Nunca he ejercido la docencia, pero guardo deudas vitales
con maestros a los que tuve la fortuna de escuchar y admirar mientras asistía a
sus clases y atendía sus orientaciones, y a los que debo, en gran medida, el
haber podido alcanzar las metas que me he propuesto en la vida. El más grande e
influyente de todos ellos residía en mi propia casa, porque, además de maestro,
era mi padre. De un profesor, como de un padre, las enseñanzas más relevantes
son las recibidas desde el ejemplo y la actitud, ya que inciden en esa
“formación interior del individuo” a la que aspiraba Francisco Giner de los
Ríos con la empresa en la que volcó toda su energía pedagógica: la Institución Libre
de Enseñanza.
Los maestros memorables no se jubilan nunca ni jamás dejan
de tener alumnos que heredan su entusiasmo y su amor a la sabiduría. Son
profesores que han sabido sembrar en sus discípulos la semilla de pensar por su
cuenta para que el raciocinio y la libertad guíen la conducta de quien aprende
que la verdad no es única, aunque abunden los dogmas que pretenden
monopolizarla.
Nunca he ejercido la docencia, como decía, aunque he
impartido charlas en colegios e institutos, pero he sido alumno permanentemente,
una persona que no ha dejado de aprender constantemente de sus profesores académicos
y de los que, sin ataduras laborales, siguen repartiendo sabiduría fuera de las
aulas y en las plazas de la amistad, la camaradería y el compañerismo. Me he
esforzado en seguir o acercarme a maestros que educan con el ejemplo, la
actitud, la vocación y la adhesión a unos valores de los que no reniegan nunca.
Maestros con un bagaje cultural que portan en la mochila de la experiencia y
con la sensibilidad ilustrada de los que persiguen liberar al hombre de la
ignorancia y las supersticiones con las que son fácilmente sometidos y manipulados.
Admite Aureliano que debe prepararse, aunque le falten unos
años, a decir adiós como hizo, con el corazón encogido, el compañero suyo al
que glosaba en su comentario. Para un docente, es un entrenamiento continuo: no
algo que improvise el último día. Un buen maestro sabe decir adiós porque lo
dice desde el primer día de clase, el adiós con el que deja que cada alumno
piense sin tutelas, pero con criterio, que decida su porvenir emancipándose de
los condicionamientos que impiden su progreso, con la libertad que se conquista
gracias al conocimiento y la educación, y con esa honestidad que comparten educandos
y educadores a la hora de forjar ciudadanos adultos y responsables.

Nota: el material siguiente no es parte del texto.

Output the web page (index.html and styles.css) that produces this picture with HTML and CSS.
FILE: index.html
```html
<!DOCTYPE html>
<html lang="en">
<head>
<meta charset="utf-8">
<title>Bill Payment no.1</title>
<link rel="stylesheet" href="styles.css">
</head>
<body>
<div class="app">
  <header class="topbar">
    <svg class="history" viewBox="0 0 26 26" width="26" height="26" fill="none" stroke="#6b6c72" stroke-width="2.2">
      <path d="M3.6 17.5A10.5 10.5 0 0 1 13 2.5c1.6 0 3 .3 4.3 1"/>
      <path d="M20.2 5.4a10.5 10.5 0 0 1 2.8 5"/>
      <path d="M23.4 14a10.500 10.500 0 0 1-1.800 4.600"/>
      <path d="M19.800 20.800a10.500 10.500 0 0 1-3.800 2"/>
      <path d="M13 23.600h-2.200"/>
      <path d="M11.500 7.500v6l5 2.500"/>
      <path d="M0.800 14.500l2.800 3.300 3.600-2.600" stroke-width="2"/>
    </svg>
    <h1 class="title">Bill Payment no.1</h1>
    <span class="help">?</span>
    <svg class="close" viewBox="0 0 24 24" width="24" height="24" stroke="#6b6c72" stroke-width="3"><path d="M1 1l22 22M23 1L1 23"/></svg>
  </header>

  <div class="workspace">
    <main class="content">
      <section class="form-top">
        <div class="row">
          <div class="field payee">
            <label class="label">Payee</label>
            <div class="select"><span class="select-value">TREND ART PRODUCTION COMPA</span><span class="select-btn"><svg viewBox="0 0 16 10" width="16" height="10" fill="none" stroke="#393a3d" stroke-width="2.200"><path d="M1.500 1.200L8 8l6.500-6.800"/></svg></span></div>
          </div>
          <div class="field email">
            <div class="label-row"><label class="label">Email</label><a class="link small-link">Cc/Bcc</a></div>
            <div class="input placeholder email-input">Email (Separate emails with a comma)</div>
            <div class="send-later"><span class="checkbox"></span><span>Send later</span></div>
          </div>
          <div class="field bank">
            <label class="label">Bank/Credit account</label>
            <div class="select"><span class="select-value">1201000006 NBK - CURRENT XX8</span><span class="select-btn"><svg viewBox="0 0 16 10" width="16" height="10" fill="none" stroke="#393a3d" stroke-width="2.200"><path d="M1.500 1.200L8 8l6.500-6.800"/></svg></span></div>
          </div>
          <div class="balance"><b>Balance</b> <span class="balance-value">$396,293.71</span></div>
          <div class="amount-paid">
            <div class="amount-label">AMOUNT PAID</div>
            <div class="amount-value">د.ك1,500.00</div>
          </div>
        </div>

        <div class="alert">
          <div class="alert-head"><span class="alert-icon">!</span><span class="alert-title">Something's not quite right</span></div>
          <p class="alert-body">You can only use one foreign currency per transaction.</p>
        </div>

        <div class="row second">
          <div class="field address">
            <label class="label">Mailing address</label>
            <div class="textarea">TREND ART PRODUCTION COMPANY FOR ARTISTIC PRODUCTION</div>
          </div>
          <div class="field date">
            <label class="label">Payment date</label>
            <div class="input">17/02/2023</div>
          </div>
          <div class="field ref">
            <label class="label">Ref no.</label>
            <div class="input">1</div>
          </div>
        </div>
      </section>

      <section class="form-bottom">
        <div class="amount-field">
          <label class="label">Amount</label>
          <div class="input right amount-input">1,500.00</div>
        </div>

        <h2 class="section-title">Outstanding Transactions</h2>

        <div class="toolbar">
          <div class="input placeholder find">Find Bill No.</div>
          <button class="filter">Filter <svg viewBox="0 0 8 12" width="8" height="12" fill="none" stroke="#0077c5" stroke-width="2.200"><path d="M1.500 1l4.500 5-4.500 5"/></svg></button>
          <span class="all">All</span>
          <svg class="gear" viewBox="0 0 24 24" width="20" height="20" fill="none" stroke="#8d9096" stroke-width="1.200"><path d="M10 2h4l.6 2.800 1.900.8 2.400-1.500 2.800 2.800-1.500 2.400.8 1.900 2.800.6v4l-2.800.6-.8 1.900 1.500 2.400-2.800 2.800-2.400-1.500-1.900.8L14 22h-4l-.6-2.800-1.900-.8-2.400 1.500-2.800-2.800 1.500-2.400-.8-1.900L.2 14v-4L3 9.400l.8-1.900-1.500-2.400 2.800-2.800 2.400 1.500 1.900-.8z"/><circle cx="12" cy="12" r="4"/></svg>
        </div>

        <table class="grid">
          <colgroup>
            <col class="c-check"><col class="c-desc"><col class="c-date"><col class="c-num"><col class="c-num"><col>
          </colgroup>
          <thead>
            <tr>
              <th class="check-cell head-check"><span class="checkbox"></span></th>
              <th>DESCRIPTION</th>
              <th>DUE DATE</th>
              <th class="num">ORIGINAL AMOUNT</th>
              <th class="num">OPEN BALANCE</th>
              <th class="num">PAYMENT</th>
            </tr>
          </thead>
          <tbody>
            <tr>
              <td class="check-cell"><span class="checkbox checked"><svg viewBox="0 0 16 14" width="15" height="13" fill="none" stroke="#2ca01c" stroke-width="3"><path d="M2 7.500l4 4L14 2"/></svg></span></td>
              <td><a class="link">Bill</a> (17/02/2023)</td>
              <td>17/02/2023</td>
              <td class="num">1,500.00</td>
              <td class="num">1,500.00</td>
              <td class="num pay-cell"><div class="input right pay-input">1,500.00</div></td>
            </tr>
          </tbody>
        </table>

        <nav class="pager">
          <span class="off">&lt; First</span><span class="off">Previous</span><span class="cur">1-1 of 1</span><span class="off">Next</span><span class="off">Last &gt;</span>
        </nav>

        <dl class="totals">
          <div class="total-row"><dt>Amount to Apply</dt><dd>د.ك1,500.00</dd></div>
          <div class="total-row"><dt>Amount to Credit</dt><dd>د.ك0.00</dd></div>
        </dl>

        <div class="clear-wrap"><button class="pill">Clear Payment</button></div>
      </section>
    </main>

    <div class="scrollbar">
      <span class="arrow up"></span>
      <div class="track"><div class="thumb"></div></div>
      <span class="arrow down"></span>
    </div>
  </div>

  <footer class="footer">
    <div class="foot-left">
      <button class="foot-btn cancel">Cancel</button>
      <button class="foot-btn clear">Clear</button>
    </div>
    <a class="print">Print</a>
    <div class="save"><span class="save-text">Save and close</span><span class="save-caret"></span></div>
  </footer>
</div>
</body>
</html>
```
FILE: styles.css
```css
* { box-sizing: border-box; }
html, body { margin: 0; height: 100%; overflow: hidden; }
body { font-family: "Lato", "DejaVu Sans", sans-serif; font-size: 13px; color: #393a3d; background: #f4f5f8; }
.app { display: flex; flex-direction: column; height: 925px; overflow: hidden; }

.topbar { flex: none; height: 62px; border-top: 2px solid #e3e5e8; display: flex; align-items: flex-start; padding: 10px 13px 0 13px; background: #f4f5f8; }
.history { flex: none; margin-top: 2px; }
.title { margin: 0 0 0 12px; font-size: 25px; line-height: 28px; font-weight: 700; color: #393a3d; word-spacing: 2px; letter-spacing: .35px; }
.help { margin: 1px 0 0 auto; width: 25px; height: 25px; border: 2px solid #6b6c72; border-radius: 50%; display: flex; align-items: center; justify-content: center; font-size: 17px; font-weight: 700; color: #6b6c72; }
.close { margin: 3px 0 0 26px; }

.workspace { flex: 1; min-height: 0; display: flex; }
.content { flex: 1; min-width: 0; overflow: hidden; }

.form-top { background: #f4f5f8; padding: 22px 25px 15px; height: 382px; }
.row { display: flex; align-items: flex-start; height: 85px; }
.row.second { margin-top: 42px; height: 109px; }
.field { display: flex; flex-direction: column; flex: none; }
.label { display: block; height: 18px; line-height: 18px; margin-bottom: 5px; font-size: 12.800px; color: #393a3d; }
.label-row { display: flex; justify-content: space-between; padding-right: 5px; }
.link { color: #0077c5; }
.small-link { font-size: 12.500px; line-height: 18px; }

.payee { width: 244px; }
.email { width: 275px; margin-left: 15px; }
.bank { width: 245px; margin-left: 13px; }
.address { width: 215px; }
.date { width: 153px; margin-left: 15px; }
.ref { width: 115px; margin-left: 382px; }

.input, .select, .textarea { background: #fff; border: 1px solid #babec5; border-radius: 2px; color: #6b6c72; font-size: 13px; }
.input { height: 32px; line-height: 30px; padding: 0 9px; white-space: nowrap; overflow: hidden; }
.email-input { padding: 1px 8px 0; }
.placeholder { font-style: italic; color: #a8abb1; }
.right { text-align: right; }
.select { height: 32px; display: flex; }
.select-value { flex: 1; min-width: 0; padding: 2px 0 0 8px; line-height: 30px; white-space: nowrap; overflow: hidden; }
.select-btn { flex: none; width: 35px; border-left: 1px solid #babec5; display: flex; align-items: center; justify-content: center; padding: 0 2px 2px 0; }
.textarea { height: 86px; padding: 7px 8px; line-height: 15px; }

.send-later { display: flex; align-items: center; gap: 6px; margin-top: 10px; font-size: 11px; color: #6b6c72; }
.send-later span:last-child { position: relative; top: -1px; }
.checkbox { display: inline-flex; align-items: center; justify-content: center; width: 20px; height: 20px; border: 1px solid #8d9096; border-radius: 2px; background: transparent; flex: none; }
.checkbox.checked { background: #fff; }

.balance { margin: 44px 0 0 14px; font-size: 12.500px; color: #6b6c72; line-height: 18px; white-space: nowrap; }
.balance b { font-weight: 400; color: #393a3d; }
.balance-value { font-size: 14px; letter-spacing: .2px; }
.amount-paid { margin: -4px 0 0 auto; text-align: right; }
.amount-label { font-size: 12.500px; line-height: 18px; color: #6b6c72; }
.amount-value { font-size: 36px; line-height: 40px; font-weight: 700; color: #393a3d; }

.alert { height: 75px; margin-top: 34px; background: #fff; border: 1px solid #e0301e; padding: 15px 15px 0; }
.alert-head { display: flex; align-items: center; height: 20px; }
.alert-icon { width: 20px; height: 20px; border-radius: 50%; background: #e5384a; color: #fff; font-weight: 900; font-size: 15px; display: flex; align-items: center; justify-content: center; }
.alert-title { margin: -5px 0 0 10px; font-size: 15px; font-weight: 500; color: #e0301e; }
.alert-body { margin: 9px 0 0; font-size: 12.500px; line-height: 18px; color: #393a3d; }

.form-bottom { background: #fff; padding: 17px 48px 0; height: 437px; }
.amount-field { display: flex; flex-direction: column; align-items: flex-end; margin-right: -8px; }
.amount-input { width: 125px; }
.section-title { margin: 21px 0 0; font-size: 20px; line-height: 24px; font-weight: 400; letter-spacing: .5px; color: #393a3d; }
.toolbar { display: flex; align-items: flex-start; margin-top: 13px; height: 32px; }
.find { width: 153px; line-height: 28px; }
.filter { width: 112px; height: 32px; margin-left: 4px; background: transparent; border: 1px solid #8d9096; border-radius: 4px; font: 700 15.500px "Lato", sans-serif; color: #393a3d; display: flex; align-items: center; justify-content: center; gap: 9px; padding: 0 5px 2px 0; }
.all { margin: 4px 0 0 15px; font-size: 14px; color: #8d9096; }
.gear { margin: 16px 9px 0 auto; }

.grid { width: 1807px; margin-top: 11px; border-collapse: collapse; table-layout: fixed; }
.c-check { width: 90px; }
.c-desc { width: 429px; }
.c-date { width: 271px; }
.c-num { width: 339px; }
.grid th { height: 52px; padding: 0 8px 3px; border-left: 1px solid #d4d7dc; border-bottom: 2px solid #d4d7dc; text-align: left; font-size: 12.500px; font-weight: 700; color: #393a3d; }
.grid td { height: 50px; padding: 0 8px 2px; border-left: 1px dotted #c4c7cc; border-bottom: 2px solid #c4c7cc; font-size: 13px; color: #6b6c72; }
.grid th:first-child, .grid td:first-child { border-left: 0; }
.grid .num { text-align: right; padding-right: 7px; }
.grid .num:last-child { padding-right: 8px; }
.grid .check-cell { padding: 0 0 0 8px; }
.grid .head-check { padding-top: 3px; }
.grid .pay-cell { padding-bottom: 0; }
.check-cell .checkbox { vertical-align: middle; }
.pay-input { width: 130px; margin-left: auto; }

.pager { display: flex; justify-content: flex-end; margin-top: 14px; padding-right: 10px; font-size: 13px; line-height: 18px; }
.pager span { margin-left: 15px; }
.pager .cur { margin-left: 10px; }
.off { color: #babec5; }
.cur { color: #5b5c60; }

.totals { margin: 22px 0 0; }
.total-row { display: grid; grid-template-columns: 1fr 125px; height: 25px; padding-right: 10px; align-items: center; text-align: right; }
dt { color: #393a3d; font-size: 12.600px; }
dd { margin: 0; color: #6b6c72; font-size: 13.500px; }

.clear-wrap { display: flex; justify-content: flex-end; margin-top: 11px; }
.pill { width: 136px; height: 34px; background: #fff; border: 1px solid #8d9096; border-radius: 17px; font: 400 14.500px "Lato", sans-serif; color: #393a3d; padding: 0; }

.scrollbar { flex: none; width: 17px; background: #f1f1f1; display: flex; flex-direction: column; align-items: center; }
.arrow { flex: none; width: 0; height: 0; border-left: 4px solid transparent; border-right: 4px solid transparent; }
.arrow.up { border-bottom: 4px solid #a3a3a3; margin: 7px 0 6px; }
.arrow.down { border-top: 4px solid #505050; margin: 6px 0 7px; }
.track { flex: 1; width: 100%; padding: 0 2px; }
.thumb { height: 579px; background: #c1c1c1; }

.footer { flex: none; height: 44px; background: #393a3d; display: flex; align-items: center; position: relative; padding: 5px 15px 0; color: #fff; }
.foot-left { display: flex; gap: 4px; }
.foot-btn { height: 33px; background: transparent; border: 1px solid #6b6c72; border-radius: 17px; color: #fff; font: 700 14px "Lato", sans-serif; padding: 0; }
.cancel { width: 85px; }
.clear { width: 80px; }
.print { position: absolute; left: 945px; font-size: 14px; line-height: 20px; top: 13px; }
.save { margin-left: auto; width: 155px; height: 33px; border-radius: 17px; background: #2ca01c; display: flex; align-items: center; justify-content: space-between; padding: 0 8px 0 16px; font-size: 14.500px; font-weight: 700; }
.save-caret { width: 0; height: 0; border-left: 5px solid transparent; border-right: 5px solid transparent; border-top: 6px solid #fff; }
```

El último adiós puede ser duro emocionalmente para cualquiera que agote el ejercicio activo de su profesión. Pero los maestros memorables nunca imparten una última lección porque siguen instruyendo desde el recuerdo, el ejemplo y los valores que supieron transmitir. Son como esos padres que, aunque desaparezcan, siempre consideramos cercanos a nosotros y presentes en nuestra conducta. Los maestros, como los padres, no se jubilan, amigo Aureliano. Siguen siempre ejerciendo el magisterio ético de la ejemplaridad y el pundonor.
A mi hija Hilda y mi padre Daniel, estirpe de maestros.